Chance of a virtual horse winning a virtual race Every second, each horse has $X$ chance of moving one step.
$H$ is a list of the chances of each horse moving:   
$H = [X_1, X_2, X_3,...,X_n]$  
The race is won when any horse reaches its 20th step.  
I need an algorithm/formula (if written in code then preferably in Python 3) to determine from the values in $H$, the chances of each horse winning the race.
Thanks :)
 A: Consider each opportunity to move (i.e. each second) a "trial". The trial is considered a success if the horse moves and a failure if it doesn't. The probability of success for each horse is constant. 
While not specified in the question, I assume these random movements occur independently both across horses and trials.
Under those assumptions we're dealing with Bernoulli trials for each horse.
The number of seconds it takes a horse to finish is 20 + the number of "failures". 

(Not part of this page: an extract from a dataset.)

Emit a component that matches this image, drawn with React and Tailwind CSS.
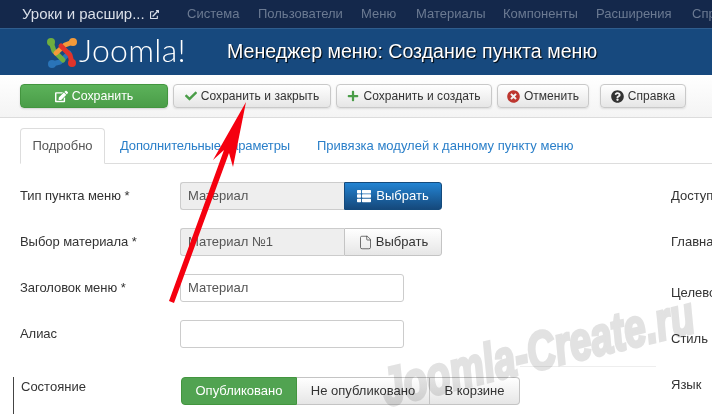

So we're dealing with each horse's "time" in seconds (trials) being a negative binomial random variate, each independent with its own "$p$" parameter (which I denote $\pi$ hereafter since I use $p$ to represent a pmf).
Note that we can as readily consider which horse has the fewest failures to reach the 20th success (since that's exactly 20 fewer than the total number of trials; this is the other common form of the negative binomial).
Imagine no ties were possible. Then you win on turn $t$ if you hit the 20th success on that turn and all your opponents don't have 20 yet. 
For concreteness, let's have 3 horses, A, B and C, with probabilities $\pi_A=0.2$, 
$\pi_B=0.3$, 
$\pi_C=0.4$.
Let the negative binomial pdf be $p_{n,\pi_i}(x)$ and the cdf be $F_{n,\pi_i}(x)$ (where here we're using the $n$="number of failures" version).

(A is in blue, B is in green, C is in red)
So the probability that $C$ wins after failing exactly $i$ times is 
$P(C\text{ reaches }20) \cdot P(A\text{ hasn't reached }20) \cdot P(B\text{ hasn't reached }20)$, or
$P(C_i)=p_{20,0.4}(i) \cdot(1-F_{20,0.3}(i)) \cdot(1-F_{20,0.2}(i))$
Now the issue with ties complicates the calculation slightly; let's consider $A$ winning. $A$ has the higher probability of success so loses ties; in that case 
$P(A_i)=p_{20,0.2}(i) \cdot(1-F_{20,0.3}(i-1)) \cdot(1-F_{20,0.4}(i-1))$
Similarly $B$ wins ties against $A$ but not $C$
$P(B_i)=p_{20,0.3}(i) \cdot(1-F_{20,0.2}(i-1)) \cdot(1-F_{20,0.4}(i))$
If we work these out (here in R):
 x=1:150
 pA = sum(dnbinom(x,20,.2)*pnbinom(x-1,20,.4,lower.tail=FALSE)
                          *pnbinom(x-1,20,.3,lower.tail=FALSE))
 pB = sum(dnbinom(x,20,.3)*pnbinom(x-1,20,.4,lower.tail=FALSE)
                          *pnbinom(x,20,.2,lower.tail=FALSE))
 pC = sum(dnbinom(x,20,.4)*pnbinom(x,20,.3,lower.tail=FALSE)
                          *pnbinom(x,20,.2,lower.tail=FALSE))
data.frame(pA=pA,pB=pB,pC=pC)
      pA        pB        pC
1 0.00368617 0.1386545 0.8576593
>     # Check we extended `x` far enough:
>     pA+pB+pC
[1] 1  

So that seems right. You'd check this work by simulation.
This generalizes to more horses, by having more $1-F$ terms in each product, where the $i$ is replaced by $i-1$ any time it's comparing to a horse you lose ties with ($i$ is x in the R code above).